▸ **Required task**
Once the pictures are set aside, transcribe the remaining data exactly.

▸ **Supplied records**
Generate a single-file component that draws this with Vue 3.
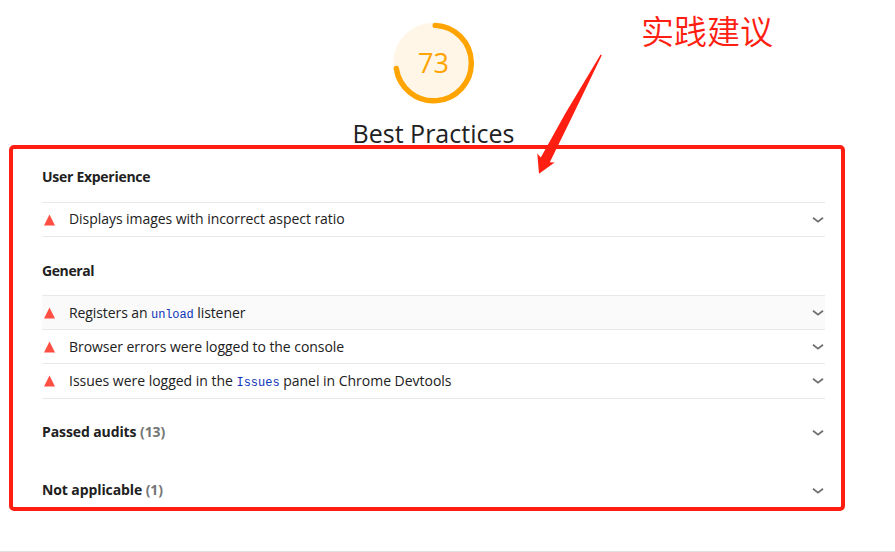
<script setup>
const groups = [
  {
    title: 'User Experience',
    cls: 'ux',
    audits: [{ id: 'aspect', parts: [{ text: 'Displays images with incorrect aspect ratio' }] }],
  },
  {
    title: 'General',
    cls: 'general',
    audits: [
      {
        id: 'unload',
        active: true,
        parts: [{ text: 'Registers an ' }, { text: 'unload', code: true }, { text: ' listener' }],
      },
      { id: 'errors', parts: [{ text: 'Browser errors were logged to the console' }] },
      {
        id: 'issues',
        parts: [
          { text: 'Issues were logged in the ' },
          { text: 'Issues', code: true },
          { text: ' panel in Chrome Devtools' },
        ],
      },
    ],
  },
]
const clumps = [
  { title: 'Passed audits', count: 13, cls: 'passed' },
  { title: 'Not applicable', count: 1, cls: 'na' },
]
</script>

<template>
  <main class="report">
    <header class="score">
      <div class="gauge">
        <svg class="ring" viewBox="0 0 82 82">
          <circle cx="40.5" cy="41" r="40.3" fill="#fff6e8" />
          <path d="M42.2 3.4A37.7 37.7 0 1 1 3.3 46.5" fill="none" stroke="#ffa400" stroke-width="5.4" stroke-linecap="round" />
        </svg>
        <span class="value">73</span>
      </div>
      <h1 class="name">Best Practices</h1>
    </header>

    <section v-for="g in groups" :key="g.title" class="group">
      <h2 class="heading" :class="g.cls">{{ g.title }}</h2>
      <ul class="audits">
        <li v-for="a in g.audits" :key="a.id" class="audit" :class="[a.id, { active: a.active }]">
          <svg class="fail" viewBox="0 0 12 12"><path d="M5.5 .5L11 11.5H0z" fill="#ff4e42" /></svg>
          <span class="label"><template v-for="p in a.parts" :key="p.text"><code v-if="p.code">{{ p.text }}</code><template v-else>{{ p.text }}</template></template></span>
          <svg class="chevron" viewBox="0 0 12 8"><path d="M1 1.7L6 5.7L11 1.7" /></svg>
        </li>
      </ul>
    </section>

    <section v-for="c in clumps" :key="c.title" class="clump" :class="c.cls">
      <h2 class="clump-title">{{ c.title }} <span class="count">({{ c.count }})</span></h2>
      <svg class="chevron" viewBox="0 0 12 8"><path d="M1 1.7L6 5.7L11 1.7" /></svg>
    </section>

    <div class="frame"></div>
    <svg class="arrow" viewBox="0 0 80 126">
      <path d="M70.6 4.6L71.8 5.2L42 67L19.8 112.2L24.6 112.6L9 123.8L7.3 103.6L10.8 107.6L35 64Z" />
    </svg>
    <p class="note">实践建议</p>
  </main>
</template>

<style>
body {
  background: #fff;
}
</style>

<style scoped>
.report {
  position: relative;
  box-sizing: border-box;
  width: 895px;
  height: 552px;
  padding: 0 70px 0 42px;
  overflow: hidden;
  border-bottom: 1px solid #e0e0e0;
  color: #212121;
  font-family: "Open Sans", "Noto Sans", sans-serif;
  font-size: 14px;
}
h1, h2, ul, p {
  margin: 0;
  padding: 0;
  font-weight: 400;
}
.score {
  display: flex;
  flex-direction: column;
  align-items: center;
  box-sizing: border-box;
  height: 150px;
  padding-top: 22px;
}
.gauge {
  display: grid;
  width: 82px;
  height: 82px;
}
.ring, .value {
  grid-area: 1 / 1;
}
.value {
  place-self: center;
  color: #ffa400;
  font-size: 27px;
  line-height: 30px;
}
.name {
  margin-top: 13px;
  font-size: 25px;
  line-height: 32px;
  white-space: nowrap;
}
.heading {
  display: flex;
  align-items: center;
  box-sizing: border-box;
  font-size: 14px;
  font-weight: 700;
  letter-spacing: -0.28px;
}
.heading.ux {
  height: 52px;
}
.heading.general {
  height: 58px;
  padding-top: 8px;
  letter-spacing: -0.4px;
}
.audits {
  list-style: none;
  border-top: 1px solid #e8e8e8;
}
.audit {
  display: flex;
  align-items: center;
  box-sizing: border-box;
  height: 34px;
  border-bottom: 1px solid #e8e8e8;
}
.audit.aspect .label {
  padding-bottom: 2px;
}
.audit.issues {
  height: 35px;
  padding-bottom: 1px;
}
.active {
  background: #fafafa;
}
.fail {
  width: 12px;
  height: 12px;
  margin: 0 13px 0 2px;
}
.label {
  flex: 1;
  letter-spacing: -0.05px;
  white-space: pre;
}
.unload .label {
  letter-spacing: -0.09px;
}
.issues .label {
  letter-spacing: -0.02px;
}
code {
  color: #0c35b8;
  font-family: "Liberation Mono", monospace;
  font-size: 12px;
}
.chevron {
  width: 12px;
  height: 8px;
  margin-right: 1px;
  fill: none;
  stroke: #707070;
  stroke-width: 1.8;
}
.clump {
  display: flex;
  align-items: center;
  justify-content: space-between;
  height: 58px;
}
.clump .chevron {
  margin-top: 2px;
}
.passed {
  margin-top: 4px;
}
.clump-title {
  padding-bottom: 2px;
  font-size: 14px;
  font-weight: 700;
  letter-spacing: -0.1px;
}
.count {
  color: #757575;
}
.frame {
  position: absolute;
  left: 9px;
  top: 145px;
  box-sizing: border-box;
  width: 836px;
  height: 366px;
  border: 4px solid #ff1e12;
  border-radius: 5px;
}
.arrow {
  position: absolute;
  left: 530px;
  top: 50px;
  width: 80px;
  height: 126px;
  fill: #ff1e12;
}
.note {
  position: absolute;
  left: 641px;
  top: 6px;
  color: #ff1e12;
  font-family: "Noto Sans CJK SC", sans-serif;
  font-size: 33px;
  font-weight: 350;
  line-height: 48px;
  white-space: nowrap;
}
</style>
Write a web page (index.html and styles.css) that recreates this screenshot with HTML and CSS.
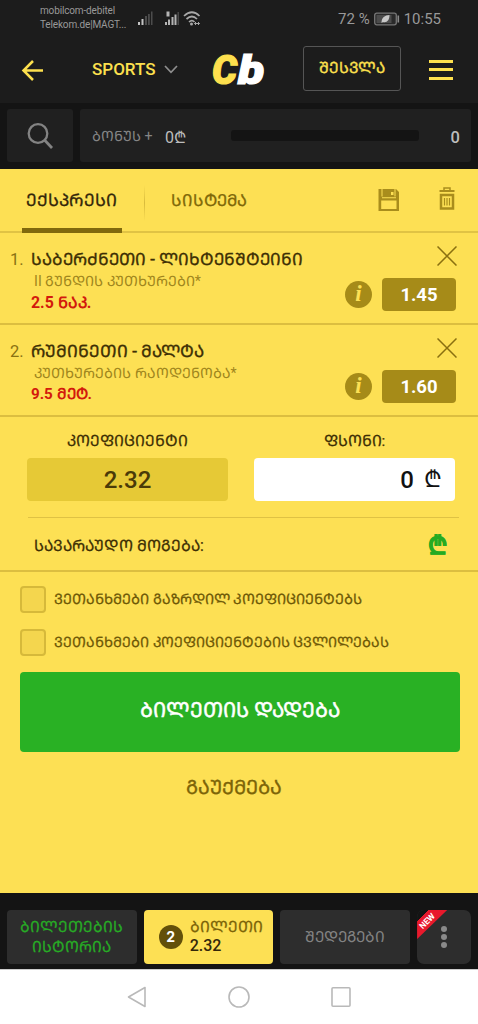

▸ **Final answer**
Generate a single-file component that draws this with Vue 3.
<script setup>
const groups = [
  {
    title: 'User Experience',
    cls: 'ux',
    audits: [{ id: 'aspect', parts: [{ text: 'Displays images with incorrect aspect ratio' }] }],
  },
  {
    title: 'General',
    cls: 'general',
    audits: [
      {
        id: 'unload',
        active: true,
        parts: [{ text: 'Registers an ' }, { text: 'unload', code: true }, { text: ' listener' }],
      },
      { id: 'errors', parts: [{ text: 'Browser errors were logged to the console' }] },
      {
        id: 'issues',
        parts: [
          { text: 'Issues were logged in the ' },
          { text: 'Issues', code: true },
          { text: ' panel in Chrome Devtools' },
        ],
      },
    ],
  },
]
const clumps = [
  { title: 'Passed audits', count: 13, cls: 'passed' },
  { title: 'Not applicable', count: 1, cls: 'na' },
]
</script>

<template>
  <main class="report">
    <header class="score">
      <div class="gauge">
        <svg class="ring" viewBox="0 0 82 82">
          <circle cx="40.5" cy="41" r="40.3" fill="#fff6e8" />
          <path d="M42.2 3.4A37.7 37.7 0 1 1 3.3 46.5" fill="none" stroke="#ffa400" stroke-width="5.4" stroke-linecap="round" />
        </svg>
        <span class="value">73</span>
      </div>
      <h1 class="name">Best Practices</h1>
    </header>

    <section v-for="g in groups" :key="g.title" class="group">
      <h2 class="heading" :class="g.cls">{{ g.title }}</h2>
      <ul class="audits">
        <li v-for="a in g.audits" :key="a.id" class="audit" :class="[a.id, { active: a.active }]">
          <svg class="fail" viewBox="0 0 12 12"><path d="M5.5 .5L11 11.5H0z" fill="#ff4e42" /></svg>
          <span class="label"><template v-for="p in a.parts" :key="p.text"><code v-if="p.code">{{ p.text }}</code><template v-else>{{ p.text }}</template></template></span>
          <svg class="chevron" viewBox="0 0 12 8"><path d="M1 1.7L6 5.7L11 1.7" /></svg>
        </li>
      </ul>
    </section>

    <section v-for="c in clumps" :key="c.title" class="clump" :class="c.cls">
      <h2 class="clump-title">{{ c.title }} <span class="count">({{ c.count }})</span></h2>
      <svg class="chevron" viewBox="0 0 12 8"><path d="M1 1.7L6 5.7L11 1.7" /></svg>
    </section>

    <div class="frame"></div>
    <svg class="arrow" viewBox="0 0 80 126">
      <path d="M70.6 4.6L71.8 5.2L42 67L19.8 112.2L24.6 112.6L9 123.8L7.3 103.6L10.8 107.6L35 64Z" />
    </svg>
    <p class="note">实践建议</p>
  </main>
</template>

<style>
body {
  background: #fff;
}
</style>

<style scoped>
.report {
  position: relative;
  box-sizing: border-box;
  width: 895px;
  height: 552px;
  padding: 0 70px 0 42px;
  overflow: hidden;
  border-bottom: 1px solid #e0e0e0;
  color: #212121;
  font-family: "Open Sans", "Noto Sans", sans-serif;
  font-size: 14px;
}
h1, h2, ul, p {
  margin: 0;
  padding: 0;
  font-weight: 400;
}
.score {
  display: flex;
  flex-direction: column;
  align-items: center;
  box-sizing: border-box;
  height: 150px;
  padding-top: 22px;
}
.gauge {
  display: grid;
  width: 82px;
  height: 82px;
}
.ring, .value {
  grid-area: 1 / 1;
}
.value {
  place-self: center;
  color: #ffa400;
  font-size: 27px;
  line-height: 30px;
}
.name {
  margin-top: 13px;
  font-size: 25px;
  line-height: 32px;
  white-space: nowrap;
}
.heading {
  display: flex;
  align-items: center;
  box-sizing: border-box;
  font-size: 14px;
  font-weight: 700;
  letter-spacing: -0.28px;
}
.heading.ux {
  height: 52px;
}
.heading.general {
  height: 58px;
  padding-top: 8px;
  letter-spacing: -0.4px;
}
.audits {
  list-style: none;
  border-top: 1px solid #e8e8e8;
}
.audit {
  display: flex;
  align-items: center;
  box-sizing: border-box;
  height: 34px;
  border-bottom: 1px solid #e8e8e8;
}
.audit.aspect .label {
  padding-bottom: 2px;
}
.audit.issues {
  height: 35px;
  padding-bottom: 1px;
}
.active {
  background: #fafafa;
}
.fail {
  width: 12px;
  height: 12px;
  margin: 0 13px 0 2px;
}
.label {
  flex: 1;
  letter-spacing: -0.05px;
  white-space: pre;
}
.unload .label {
  letter-spacing: -0.09px;
}
.issues .label {
  letter-spacing: -0.02px;
}
code {
  color: #0c35b8;
  font-family: "Liberation Mono", monospace;
  font-size: 12px;
}
.chevron {
  width: 12px;
  height: 8px;
  margin-right: 1px;
  fill: none;
  stroke: #707070;
  stroke-width: 1.8;
}
.clump {
  display: flex;
  align-items: center;
  justify-content: space-between;
  height: 58px;
}
.clump .chevron {
  margin-top: 2px;
}
.passed {
  margin-top: 4px;
}
.clump-title {
  padding-bottom: 2px;
  font-size: 14px;
  font-weight: 700;
  letter-spacing: -0.1px;
}
.count {
  color: #757575;
}
.frame {
  position: absolute;
  left: 9px;
  top: 145px;
  box-sizing: border-box;
  width: 836px;
  height: 366px;
  border: 4px solid #ff1e12;
  border-radius: 5px;
}
.arrow {
  position: absolute;
  left: 530px;
  top: 50px;
  width: 80px;
  height: 126px;
  fill: #ff1e12;
}
.note {
  position: absolute;
  left: 641px;
  top: 6px;
  color: #ff1e12;
  font-family: "Noto Sans CJK SC", sans-serif;
  font-size: 33px;
  font-weight: 350;
  line-height: 48px;
  white-space: nowrap;
}
</style>
Write a web page (index.html and styles.css) that recreates this screenshot with HTML and CSS.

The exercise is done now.